Dear Miss O11y,
I’m confused by all of the Three Letter Acronyms (TLAs) that have started popping up lately. This week, I got an email from Honeycomb saying that the “PRO” plan now has “SLO” support that “SREs” might find useful. Can you translate these acronyms for me and explain it like I’m five years old (ELI5)?
– Acronymically Addled
Dear Acronymically,
I’ll try to answer without using a single (new) acronym! First things first—”PRO” refers to our Pro plan, rather than being an acronym in and of itself. Honeycomb Pro is our cost-effective offering for professionals like you who are running a few production workloads! And we’re hoping that folks will get even more benefit now that they have access to our SLO feature!
But what is an SLO, you might ask? Great question! That stands for Service Level Objective, which is a way of setting uptime and reliability goals. The core idea dates back to the Apollo lunar missions, which had reliability goals to bring astronauts safely home. The Site Reliability Engineering (SRE) team at Google was one of the first software teams to apply this idea of quantitative reliability to software beginning as early as 2005.

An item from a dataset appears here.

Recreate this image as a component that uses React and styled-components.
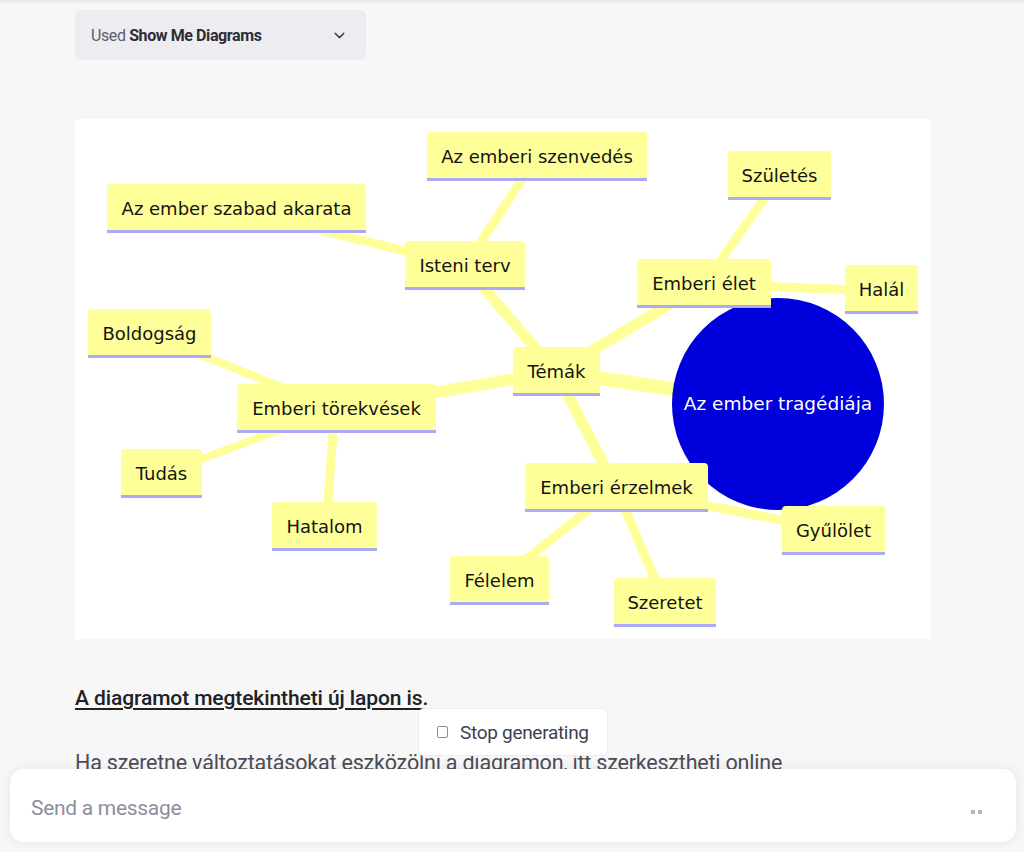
import React from 'react'
import styled, { createGlobalStyle } from 'styled-components'
import { ChevronDown } from 'lucide-react'

const GlobalStyle = createGlobalStyle`
  html, body {
    margin: 0;
    padding: 0;
    background: #f7f7f8;
    font-family: Roboto, "Liberation Sans", sans-serif;
    overflow: hidden;
  }
`

// diagram data, coordinates inside the 856x520 image
const nodes = [
  { label: 'Az emberi szenvedés', x: 352, y: 13, w: 220 },
  { label: 'Az ember szabad akarata', x: 32, y: 65, w: 259 },
  { label: 'Születés', x: 653, y: 32, w: 103 },
  { label: 'Isteni terv', x: 330, y: 122, w: 120 },
  { label: 'Emberi élet', x: 562, y: 140, w: 134 },
  { label: 'Halál', x: 770, y: 146, w: 73 },
  { label: 'Boldogság', x: 13, y: 190, w: 123 },
  { label: 'Témák', x: 438, y: 228, w: 87 },
  { label: 'Emberi törekvések', x: 162, y: 265, w: 199 },
  { label: 'Tudás', x: 46, y: 330, w: 81 },
  { label: 'Hatalom', x: 197, y: 383, w: 105 },
  { label: 'Emberi érzelmek', x: 450, y: 344, w: 183 },
  { label: 'Gyűlölet', x: 707, y: 387, w: 103 },
  { label: 'Félelem', x: 375, y: 437, w: 99 },
  { label: 'Szeretet', x: 539, y: 459, w: 102 },
]

const edges = [
  [481, 253, 390, 147, 11],
  [481, 253, 629, 165, 11],
  [481, 253, 703, 285, 14],
  [481, 253, 261, 290, 12],
  [481, 253, 541, 369, 11],
  [390, 147, 462, 38, 9],
  [390, 147, 161, 90, 9],
  [629, 165, 705, 57, 9],
  [629, 165, 806, 172, 9],
  [261, 290, 74, 215, 8],
  [261, 290, 86, 355, 8],
  [259, 300, 252, 396, 9],
  [541, 369, 758, 411, 9],
  [541, 369, 424, 462, 9],
  [541, 369, 590, 484, 9],
]

const NODE_H = 49
const DIAGRAM_FONT = "'DejaVu Sans', Verdana, sans-serif"

const MindMap = () => (
  <svg width="856" height="520" viewBox="0 0 856 520">
    {edges.map(([x1, y1, x2, y2, w], i) => (
      <line key={i} x1={x1} y1={y1} x2={x2} y2={y2} stroke="#ffff99" strokeWidth={w} />
    ))}
    <circle cx="703" cy="285" r="106" fill="#0000dc" />
    <text x="703" y="291" textAnchor="middle" fill="#fff" fontFamily={DIAGRAM_FONT} fontSize="18.5">
      Az ember tragédiája
    </text>
    {nodes.map((n) => (
      <g key={n.label}>
        <rect x={n.x} y={n.y} width={n.w} height={NODE_H} rx="4" fill="#ffff99" />
        <rect x={n.x} y={n.y + 20} width={n.w} height={NODE_H - 20} fill="#ffff99" />
        <rect x={n.x} y={n.y + NODE_H - 3} width={n.w} height="3" fill="#aaaaf5" />
        <text
          x={n.x + n.w / 2}
          y={n.y + 31}
          textAnchor="middle"
          fill="#141414"
          fontFamily={DIAGRAM_FONT}
          fontSize="18"
        >
          {n.label}
        </text>
      </g>
    ))}
  </svg>
)

export default function App() {
  return (
    <Page>
      <GlobalStyle />
      <TopEdge />
      <Column>
        <ToolPill>
          <span>
            Used <b>Show Me Diagrams</b>
          </span>
          <ChevronDown size={17} strokeWidth={2} color="#40414f" />
        </ToolPill>
        <DiagramFrame>
          <MindMap />
        </DiagramFrame>
        <LinkText href="#">A diagramot megtekintheti új lapon is.</LinkText>
        <Para>Ha szeretne változtatásokat eszközölni a diagramon, itt szerkesztheti online</Para>
      </Column>
      <StopButton>
        <StopIcon />
        Stop generating
      </StopButton>
      <Composer>
        <Placeholder>Send a message</Placeholder>
        <Dots>
          <i />
          <i />
        </Dots>
      </Composer>
    </Page>
  )
}

const Page = styled.div`
position: relative;
height: 852px;
background: #f7f7f8;
overflow: hidden;
`

const TopEdge = styled.div`
height: 3px;
background: linear-gradient(#e6e6e6, #f1f1f1);
`

const Column = styled.div`
display: flex;
flex-direction: column;
align-items: flex-start;
padding: 7px 0 0 75px;
width: 856px;
`

const ToolPill = styled.div`
display: flex;
align-items: center;
justify-content: space-between;
box-sizing: border-box;
width: 291px;
height: 50px;
padding: 0 18px 0 16px;
background: #ececf1;
border-radius: 6px;
font-size: 16px;
letter-spacing: -0.4px;
color: #5d5d6b;
b {
  color: #2d2d36;
  font-weight: 700;
}
`

const DiagramFrame = styled.div`
margin-top: 59px;
width: 856px;
height: 520px;
background: #fff;
line-height: 0;
`

const LinkText = styled.a`
margin-top: 47px;
font-size: 21px;
font-weight: 500;
letter-spacing: -0.1px;
color: #202123;
text-decoration: underline;
text-underline-offset: 3px;
text-decoration-thickness: 1.5px;
`

const Para = styled.p`
margin: 40px 0 0;
font-size: 21.5px;
letter-spacing: -0.2px;
color: #4b4c57;
white-space: nowrap;
`

const StopButton = styled.div`
position: absolute;
left: 418px;
top: 708px;
box-sizing: border-box;
width: 190px;
height: 48px;
display: flex;
align-items: center;
gap: 12px;
padding-left: 18px;
background: #fff;
border: 1px solid #ececf1;
border-radius: 6px;
font-size: 19px;
letter-spacing: -0.3px;
color: #40414f;
z-index: 3;
`

const StopIcon = styled.span`
width: 9px;
height: 10px;
border: 1.5px solid #8e8ea0;
border-radius: 2px;
`

const Composer = styled.div`
position: absolute;
left: 10px;
top: 769px;
box-sizing: border-box;
width: 1006px;
height: 73px;
display: flex;
align-items: center;
justify-content: space-between;
padding: 0 34px 0 21px;
background: #fff;
border-radius: 14px;
box-shadow: 0 0 12px rgba(0, 0, 0, 0.08);
z-index: 2;
`

const Placeholder = styled.span`
font-size: 21px;
letter-spacing: -0.3px;
color: #8e8ea0;
margin-top: 4px;
`

const Dots = styled.span`
display: flex;
gap: 3px;
margin-top: 12px;
i {
  width: 4px;
  height: 4px;
  background: #b4b4c4;
}
`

Today, the SRE discipline aims to bring engineering rigor to the field of software operations, bringing together software engineers, systems engineers, and platform engineers to produce appropriately reliable software and the scaffolding to maintain it. SLOs are a foundational part of practicing SRE, because they give us engineering constraints to work with. While SRE is one potential way of accomplishing the reliability and automation goals of DevOps, other approaches to DevOps focused on shift-left ownership or continuous delivery also exist.
The core idea behind an SLO is to decide how reliable you need your service to be, and to adapt how you engineer your service to meet those goals. After all, without goals, all you have is guesswork about what experience your customers are having, and whether it’s good enough. A typical SLO for a consumer-facing application might be 99.9% (44 minutes of downtime per month) or 99.99% (4.4 minutes of downtime per month). Setting the right goal is important—too low, and you’ll churn customers; too high, and you’ll be spinning your wheels trying to deliver more reliability than your customers will notice.
In addition to defining how reliable you want your service to be and over what window of time, an SLO also requires you to define what user workflows are in and out of scope and how to measure whether they are successful. This definition of success for each individual user workflow is a Service Level Indicator (SLI). Once you’ve defined an SLO and its corresponding SLIs, you can quantify outages and risks to stability in terms of the SLO, rather than guessing about how urgent they are and whether it’s really worth waking an engineer up at 3 a.m. And, by using the current state of the SLO to guide the balance of time you devote to each, you can finally resolve that question about whether your team should be spending more time on feature work or on reliability work.
So now that we’ve defined these acronyms, what does this mean for you as a customer? In short, Honeycomb SLOs make it easier for software delivery teams to define, measure, and debug the reliability of their software. While many other solutions exist for measuring your SLO in retrospect using traditional monitoring, Honeycomb SLOs uniquely let you use your existing Honeycomb traces and telemetry data to proactively manage and act to stay within your objectives.
This means that you can find out about a user-impacting issue before it’s too late, while not getting woken up for false alarms. When you inspect the SLO that is at risk, you will immediately see how bad it is in the context of historical reliability, which customers are worst impacted, and what might have triggered the outage—all on one screen and within one tool.
With two SLOs now available on the Honeycomb Pro plan, you can simultaneously measure reliability in terms of both acceptable latency and successful status for two different workloads. You’ll want to tell Honeycomb how your SLIs should be defined, so that we can categorize incoming trace spans in Honeycomb as good, bad, or not applicable to each SLO. Honeycomb’s Derived Column syntax is flexible enough to accommodate many different use cases, but to start with, we can work an example of a simple latency and status code on a checkout workflow that must succeed in less than 1 second, and not return an HTTP 5xx code.
You might create a derived column to represent the SLI that looks something like this:
IF(AND(EQUALS($http.route, "/checkout"), NOT(EXISTS($trace.parent_id)), AND(LT($duration_ms, 1000), LT($http.status_code, 500)))
And then you’d configure the SLO to specify how often that SLI should be met; for instance, specifying that 99.9% of checkout requests should succeed over a 30-day window. You then would be able to ask Honeycomb to proactively alert you if you were in danger of violating your reliability goal, and get instant insights into how to fix that checkout flow if something were to go wrong.